We see that the confusionMatrix function calculates accuracy (84%). Kappa is a statistic that summarizes how much of our accuracy is due to chance (i. e. just picking the most common class). Kappa ranges from 0 to 1. A kappa value of 0.089 is pretty low. There are two other statistics we will pay attention to. Sensitivity tells us the percentage of positives that were correctly classified. In our case positive class is ‘bad’, i.e. we are trying to detect bad loans. Of the 1245 bad loans we detected 117 making our sensitivity 9.4%. The other statistic is specificity which tells us the percentage correctly identified negatives. In our case the negative is a good loan. Of the 7,262 good loans we correctly identified 7,033 as good making our specificity 97%.

9. Trade-off between sensitivity and specificity (IN CLASS EXERCISE)

What happens when we raise the cut off probability for classifying loans as good?

test$good_pred <- ifelse(prediction[,"good"] > 0.85, "good", "bad")
confusionMatrix(test$good_pred, test$good)

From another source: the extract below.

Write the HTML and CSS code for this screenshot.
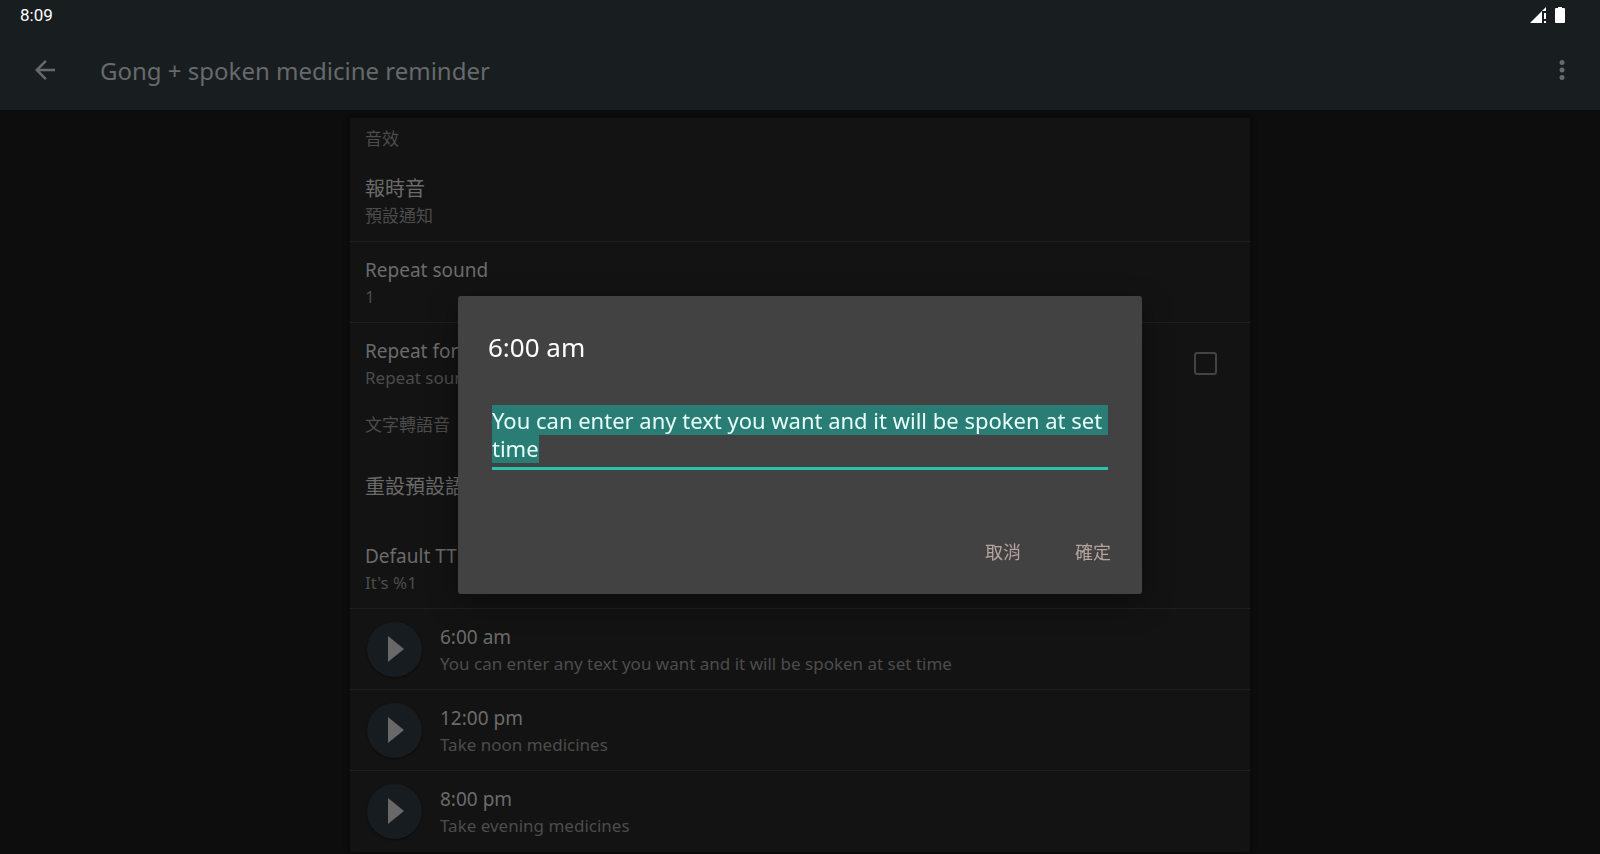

## Confusion Matrix and Statistics
## 
##           Reference
## Prediction  bad good
##       bad   904 3867
##       good  341 3395
##                                          
##                Accuracy : 0.5053         
##                  95% CI : (0.4947, 0.516)
##     No Information Rate : 0.8536         
##     P-Value [Acc > NIR] : 1              
##                                          
##                   Kappa : 0.0891         
##  Mcnemar's Test P-Value : <2e-16         
##                                          
##             Sensitivity : 0.7261         
##             Specificity : 0.4675         
##          Pos Pred Value : 0.1895         
##          Neg Pred Value : 0.9087         
##              Prevalence : 0.1464         
##          Detection Rate : 0.1063         
##    Detection Prevalence : 0.5608         
##       Balanced Accuracy : 0.5968         
##                                          
##        'Positive' Class : bad            
##

Exercises

Read this New York Times article entitled “How Companies Learn Your Secrets” Why is Target interested in identifying pregnant customers?
What is the strategy that Andrew Pole used to accomplish the Target marketer’s task?
The data at this link has information on 2,000 fictitious Target shoppers. The variables include the following:

variable	description
gender	gender of shopper, M=male, F=female, U=unknown
address	address of shopper, H=home, A=apartment, P=POBox
Pregnancy.Test	= 1 if recently purchased pregnancy test, = 0 otherwise
Birth.Control	= 1 if recently purchased birth control, = 0 otherwise
…	…
pregnant	= 1 if someone in the shopper’s household is pregnant, = 0 otherwise

Load this data into your R session. Summarize the data. Do the values seem reasonable? Are there any missing values? If so, eliminate observations with missing values.

Calculate the share of shoppers with pregnancy in the household.
Split the data into test and train. Use 75/25 split. Set seed to 364.
Estimate naive Bayes classifier using the recent purchase of a pregnancy test as the only predictor. Choose your own probability cut off for classifying pregnancy. How well does your algorithm do? (Hint: When using confusionMatix() use option , positive="1" to tell the function that positive result is “1”“, i.e. pregnancy.)
Suppose you really wanted to avoid marketing baby products to someone who is not pregnant. How should you set the cut off for probability? Would this mean that your sensitivity will be high? What about your specificity?
Have fun with this data. Use whichever predictors you like, and however many predictors you like. Can you improve upon the first algorithm?